While certain exemplary embodiments have been described and shown in the accompanying drawings, it is to be understood that such embodiments are merely illustrative of and not restrictive on the broad invention, and that this invention not be limited to the specific constructions and arrangements shown and described, since various other modifications may occur to those ordinarily skilled in the art.

Claims

1. A method for attenuating a shock load and absorbing vibratory energy within a housing of a hard disk drive, comprising:attaching a bumper to the hard disk drive housing by snapping a tab of the housing into a channel of the bumper to cover a side surface and a portion of a top surface of the hard disk drive housing.

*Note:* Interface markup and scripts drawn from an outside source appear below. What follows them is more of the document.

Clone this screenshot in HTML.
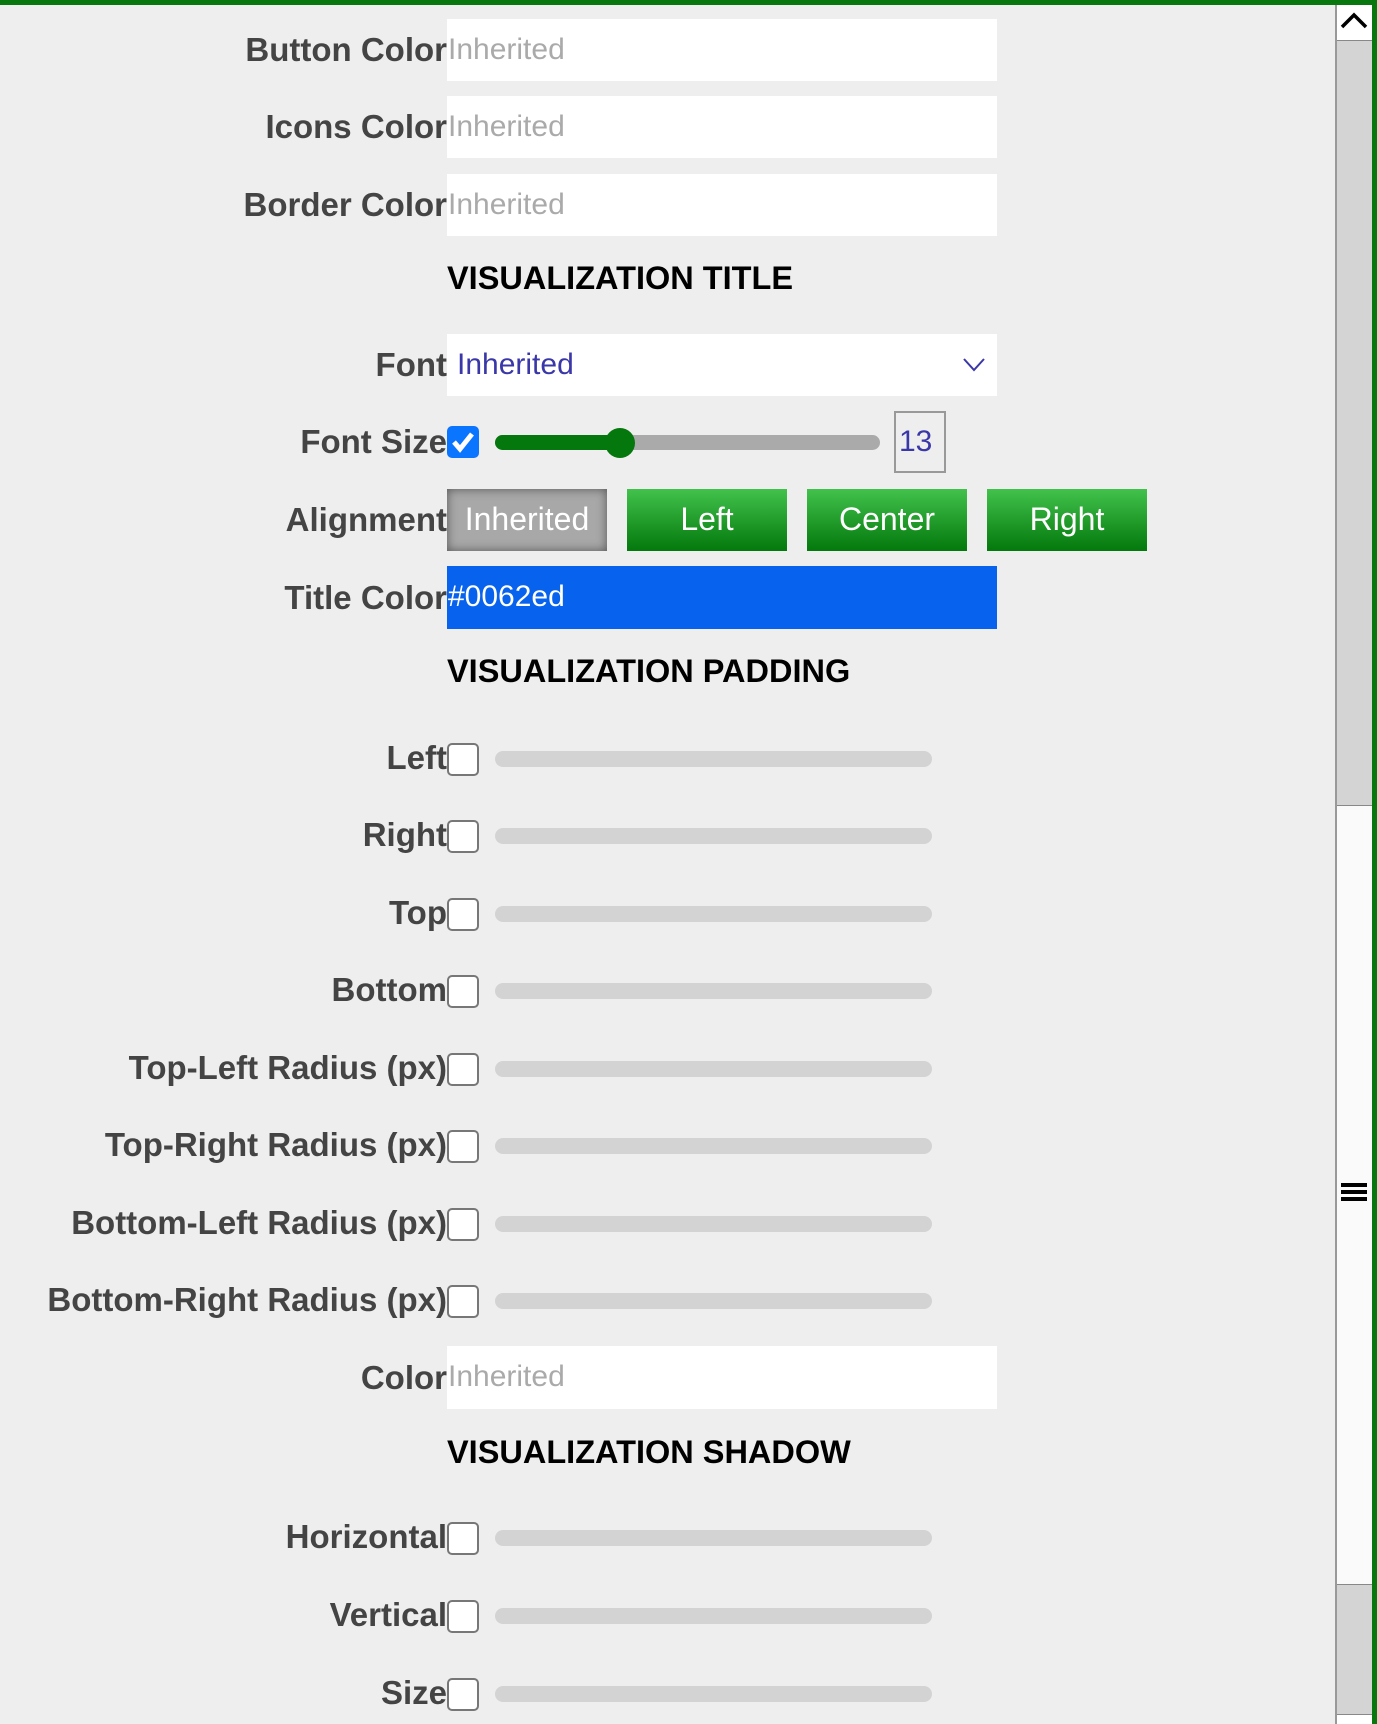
<!DOCTYPE html>
<html><head><meta charset="utf-8"><style>
*{box-sizing:border-box;margin:0;padding:0}
html,body{width:1377px;height:1724px;overflow:hidden;background:#eee;font-family:"Liberation Sans",Arial,sans-serif}
.top{position:absolute;left:0;top:0;width:1377px;height:5px;background:#08780e}
.rb{position:absolute;right:0;top:0;width:5px;height:1724px;background:#08780e}
.lab{position:absolute;right:930px;font-weight:bold;font-size:33px;color:#444;line-height:36px;white-space:nowrap}
.inp{position:absolute;left:447px;width:550px;height:62px;background:#fff;font-size:30px;color:#aaa;line-height:62px;padding-left:1px}
.h{position:absolute;left:447px;font-weight:bold;font-size:32.5px;color:#000;line-height:36px}
.cb{position:absolute;left:447px;width:32px;height:33px;border:2px solid #777;border-radius:5px;background:#fff}
.sl{position:absolute;left:495px;width:437px;height:16px;background:#d3d3d3;border-radius:8px}
.btn{position:absolute;top:489px;width:160px;height:62px;color:#fff;font-size:32px;line-height:60px;text-align:center;background:linear-gradient(#42c24c,#04780c)}
</style></head><body>
<div class="top"></div>
<div class="lab" style="top:32px">Button Color</div><div class="inp" style="top:19px">Inherited</div>
<div class="lab" style="top:109px">Icons Color</div><div class="inp" style="top:96px">Inherited</div>
<div class="lab" style="top:187px">Border Color</div><div class="inp" style="top:174px">Inherited</div>
<div class="h" style="top:260px">VISUALIZATION TITLE</div>
<div class="lab" style="top:347px">Font</div>
<div class="inp" style="top:334px;color:#3a37a8;padding-left:10px">Inherited
<svg style="position:absolute;right:12px;top:24px" width="22" height="14" viewBox="0 0 22 14"><path d="M1 1L11 12L21 1" fill="none" stroke="#3a37a8" stroke-width="2"/></svg></div>
<div class="lab" style="top:424px">Font Size</div>
<div style="position:absolute;left:447px;top:426px;width:32px;height:32px;background:#0a75ff;border-radius:5px"><svg width="32" height="32" viewBox="0 0 32 32"><path d="M7 16L13 23L25 8" fill="none" stroke="#fff" stroke-width="5"/></svg></div>
<div style="position:absolute;left:495px;top:435px;width:385px;height:15px;background:#aaa;border-radius:8px"></div>
<div style="position:absolute;left:495px;top:435px;width:125px;height:15px;background:#04780c;border-radius:8px"></div>
<div style="position:absolute;left:605px;top:428px;width:30px;height:30px;background:#04780c;border-radius:50%"></div>
<div style="position:absolute;left:894px;top:411px;width:52px;height:62px;border:2px solid #999;color:#3a37a8;font-size:30px;line-height:58px;padding-left:3px">13</div>
<div class="lab" style="top:502px">Alignment</div>
<div class="btn" style="left:447px;background:#a8a8a8;box-shadow:inset 0 0 10px #555">Inherited</div>
<div class="btn" style="left:627px">Left</div>
<div class="btn" style="left:807px">Center</div>
<div class="btn" style="left:987px">Right</div>
<div class="lab" style="top:580px">Title Color</div><div class="inp" style="top:566px;background:#0762ed;color:#fff;height:63px">#0062ed</div>
<div class="h" style="top:653px">VISUALIZATION PADDING</div>

<div class="lab" style="top:740px">Left</div><div class="cb" style="top:743px"></div><div class="sl" style="top:751px"></div>
<div class="lab" style="top:817px">Right</div><div class="cb" style="top:820px"></div><div class="sl" style="top:828px"></div>
<div class="lab" style="top:895px">Top</div><div class="cb" style="top:898px"></div><div class="sl" style="top:906px"></div>
<div class="lab" style="top:972px">Bottom</div><div class="cb" style="top:975px"></div><div class="sl" style="top:983px"></div>
<div class="lab" style="top:1050px">Top-Left Radius (px)</div><div class="cb" style="top:1053px"></div><div class="sl" style="top:1061px"></div>
<div class="lab" style="top:1127px">Top-Right Radius (px)</div><div class="cb" style="top:1130px"></div><div class="sl" style="top:1138px"></div>
<div class="lab" style="top:1205px">Bottom-Left Radius (px)</div><div class="cb" style="top:1208px"></div><div class="sl" style="top:1216px"></div>
<div class="lab" style="top:1282px">Bottom-Right Radius (px)</div><div class="cb" style="top:1285px"></div><div class="sl" style="top:1293px"></div>
<div class="lab" style="top:1360px">Color</div><div class="inp" style="top:1346px;height:63px">Inherited</div>
<div class="h" style="top:1434px">VISUALIZATION SHADOW</div>
<div class="lab" style="top:1519px">Horizontal</div><div class="cb" style="top:1522px"></div><div class="sl" style="top:1530px"></div>
<div class="lab" style="top:1597px">Vertical</div><div class="cb" style="top:1600px"></div><div class="sl" style="top:1608px"></div>
<div class="lab" style="top:1675px">Size</div><div class="cb" style="top:1678px"></div><div class="sl" style="top:1686px"></div>

<div style="position:absolute;left:1335px;top:5px;width:37px;height:1719px;background:#d4d4d4;border-left:2px solid #999"></div>
<div style="position:absolute;left:1337px;top:5px;width:35px;height:36px;background:#fff;border-bottom:1px solid #888"><svg width="35" height="36" viewBox="0 0 35 36"><path d="M5 22L17 10L29 22" fill="none" stroke="#000" stroke-width="3.5"/></svg></div>
<div style="position:absolute;left:1337px;top:805px;width:35px;height:780px;background:#fafafa;border-top:1px solid #888;border-bottom:1px solid #888"></div>
<div style="position:absolute;left:1341px;top:1183px;width:26px;height:4px;background:#000"></div>
<div style="position:absolute;left:1341px;top:1190px;width:26px;height:4px;background:#000"></div>
<div style="position:absolute;left:1341px;top:1197px;width:26px;height:4px;background:#000"></div>
<div style="position:absolute;left:1337px;top:1714px;width:35px;height:10px;background:#fff;border-top:1px solid #888"></div>
<div class="rb"></div>
</body></html>
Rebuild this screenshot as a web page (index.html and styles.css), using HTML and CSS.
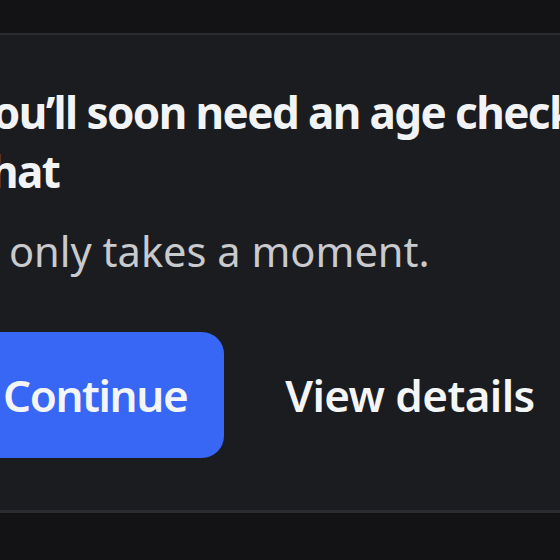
FILE: index.html
```html
<!DOCTYPE html>
<html lang="en">
<head>
<meta charset="utf-8">
<title>Age check</title>
<link rel="stylesheet" href="styles.css">
</head>
<body>
<div class="page">
  <section class="card">
    <div class="content">
      <h2 class="title">You’ll soon need an age check to<br>chat</h2>
      <p class="sub">It only takes a moment.</p>
      <div class="actions">
        <button class="btn primary">Continue</button>
        <button class="btn link">View details</button>
      </div>
    </div>
  </section>
</div>
</body>
</html>
```

FILE: styles.css
```css
html, body {
  margin: 0;
  padding: 0;
  background: #131315;
  width: 560px;
  height: 560px;
  overflow: hidden;
}
.page {
  padding-top: 33px;
  font-family: "Noto Sans", "Open Sans", sans-serif;
}
.card {
  background: #1b1c20;
  border-top: 2px solid #2b2c31;
  border-bottom: 3px solid #2b2c31;
  height: 480px;
  box-sizing: border-box;
}
.content {
  margin-left: -31px;
  width: 720px;
  padding-top: 48px;
}
.title {
  margin: 0;
  font-size: 44px;
  line-height: 59px;
  font-weight: 700;
  letter-spacing: -1.6px;
  color: #f2f3f5;
  white-space: nowrap;
}
.sub {
  margin: 25px 0 0;
  font-size: 41.6px;
  line-height: 50px;
  color: #c9cace;
}
.actions {
  display: flex;
  align-items: center;
  gap: 27px;
  margin-top: 56px;
}
.btn {
  font-family: inherit;
  font-size: 44px;
  font-weight: 600;
  letter-spacing: -1.2px;
  border: none;
  color: #f4f5f7;
  background: none;
  height: 126px;
  padding: 0 37px 0 34px;
  border-radius: 22px;
}
.primary {
  background: #3866f5;
  letter-spacing: -1.4px;
}
.link {
  padding: 0 34px;
  letter-spacing: -0.6px;
}
```
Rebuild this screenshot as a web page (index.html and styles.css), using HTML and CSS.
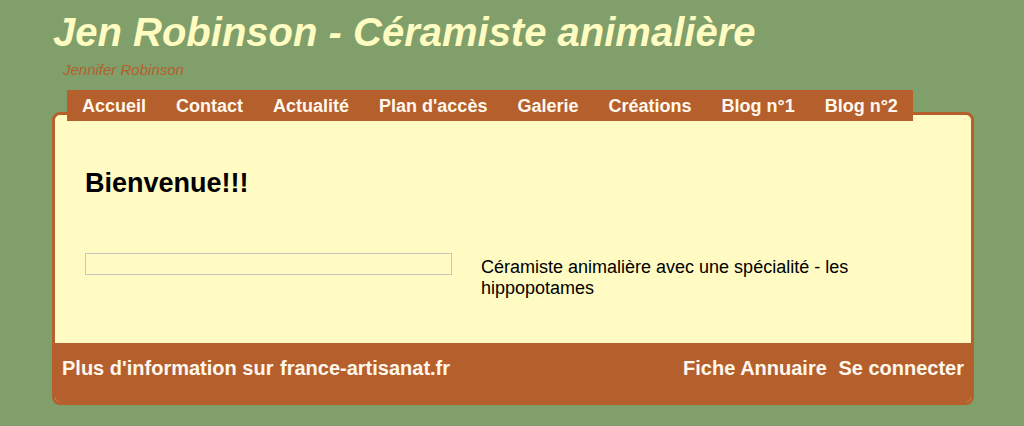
FILE: index.html
```html
<!DOCTYPE html>
<html lang="fr">
<head>
    <meta charset="UTF-8">
    <meta name="viewport" content="width=device-width, initial-scale=1.0">
    <title>Jen Robinson - Céramiste animalière</title>
    <link rel="stylesheet" href="styles.css">
</head>
<body>
<div class="page">
    <header class="site-header">
        <h1 class="site-title">Jen Robinson - Céramiste animalière</h1>
        <div class="site-subtitle">Jennifer Robinson</div>
    </header>

    <nav class="main-nav">
        <a href="#">Accueil</a>
        <a href="#">Contact</a>
        <a href="#">Actualité</a>
        <a href="#">Plan d'accès</a>
        <a href="#">Galerie</a>
        <a href="#">Créations</a>
        <a href="#">Blog n°1</a>
        <a href="#">Blog n°2</a>
    </nav>

    <div class="main-box">
        <div class="content">
            <h2>Bienvenue!!!</h2>
            <div class="intro">
                <div class="photo-frame"></div>
                <p class="intro-text">Céramiste animalière avec une spécialité - les hippopotames</p>
            </div>
        </div>
        <footer class="site-footer">
            <div class="footer-left">
                <span>Plus d'information sur</span>
                <a href="#">france-artisanat.fr</a>
            </div>
            <div class="footer-right">
                <a href="#">Fiche Annuaire</a>
                <a href="#">Se connecter</a>
            </div>
        </footer>
    </div>
</div>
</body>
</html>
```

FILE: styles.css
```css
body {
    font-family: "Liberation Sans", Arial, sans-serif;
    background-color: #809f6b;
    margin: 0;
    padding: 0;
}

.page {
    width: 922px;
    padding-left: 52px;
}

.site-header {
    padding-top: 9px;
}

.site-title {
    margin: 0;
    padding-left: 1px;
    font-size: 40px;
    font-weight: bold;
    font-style: italic;
    line-height: 46px;
    color: #fffcc1;
}

.site-subtitle {
    margin-top: 6px;
    padding-left: 11px;
    font-size: 15px;
    font-style: italic;
    color: #b5602c;
}

.main-nav {
    position: relative;
    z-index: 1;
    display: flex;
    width: fit-content;
    margin: 12px 0 0 15px;
    background-color: #b5602c;
}

.main-nav a {
    padding: 6px 15px 4px;
    font-size: 18px;
    font-weight: bold;
    line-height: 21px;
    color: #fff8ee;
    text-decoration: none;
}

.main-box {
    margin-top: -9px;
    border: 3px solid #b5602c;
    border-radius: 8px;
    background-color: #fffbc3;
    overflow: hidden;
}

.content {
    padding: 53px 30px 44px;
}

.content h2 {
    margin: 0 0 54px;
    font-size: 27px;
    font-weight: bold;
    color: #000;
}

.intro {
    display: flex;
    align-items: flex-start;
    gap: 29px;
}

.photo-frame {
    width: 365px;
    height: 20px;
    border: 1px solid #c8c8c0;
}

.intro-text {
    width: 460px;
    margin: 4px 0 0;
    font-size: 18px;
    color: #000;
}

.site-footer {
    display: flex;
    justify-content: space-between;
    padding: 14px 7px 22px;
    background-color: #b5602c;
    font-size: 20px;
    font-weight: bold;
    line-height: 23px;
    color: #fff8ee;
}

.site-footer a {
    color: #fff8ee;
    text-decoration: none;
}

.footer-left span {
    margin-right: 1px;
}

.footer-right a + a {
    margin-left: 6px;
}
```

2. A hard disk drive, comprising:a housing which has an outer surface; a spindle motor attached to said housing; a disk that is rotated by said spindle motor; a head coupled to said disk; and, a bumper attached to said outer surface of said housing, said bumper has an attachment feature that can be snapped onto said outer surface of said housing, said attachment feature includes a band that extends from a wall of said bumper and defines a channel, said channel can receive a corresponding tab of said housing.

3. The hard disk drive of claim 2, wherein said bumper is constructed from a rubber material.

4. The hard disk drive of claim 2, wherein said bumper has an inner surface profile that matches a profile of said housing outer surface.